If he didn't know that, he rattles on, he wouldn't get out of bed. But he does. He wakes up and thinks, well, I'm a fool, but I'm getting up, anyway. He incriminates himself. He congratulates himself on nothing. He hates his teeth, but he brushes them. Individually and back and front. He even flosses the buggers. Anger fuels him and he lets it out, bit by bit and eloquently. He doesn't palm it off, he owns it. And, as he acknowledges his own anger, he recognises Conor's. He calls it "singular". He is not going to ignore it. He will not pass the doily.

Very quietly, Conor selects four words. He says, "I am beside myself." This is neither a devastatingly bleak statement nor a comment on the companionable nature of Conor's id and ego.

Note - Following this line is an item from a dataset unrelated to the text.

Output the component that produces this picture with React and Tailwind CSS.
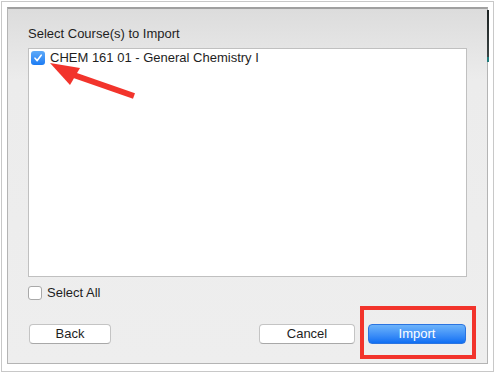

Among other things, it might be a bit of both. It resounds like a starting pistol and has the pair of them scampering away together, running for the hell of it, just to see where there is to arrive at.
"Accept you are getting away from yourself. That's the struggle. There are two Conors," Dylan says.
"Whoever is going to forgive me?" Conor's tone remains neutral.
"No one is going to forgive you except yourself."
"I'm consumed by my own self-absorption. But the self that is consumed is not myself. It's a perpetual struggle, like with mirrors..."
"... It is a mask looking into a mirror..."
"... a wrestling match..."
"... What's behind the mirror? What's behind the mask?"
"The mirror's behind the mask. Take away the mask and you've just got two mirrors..."
"Two mirrors looking at the mask.There's nothing in the mirror. Just refracted light."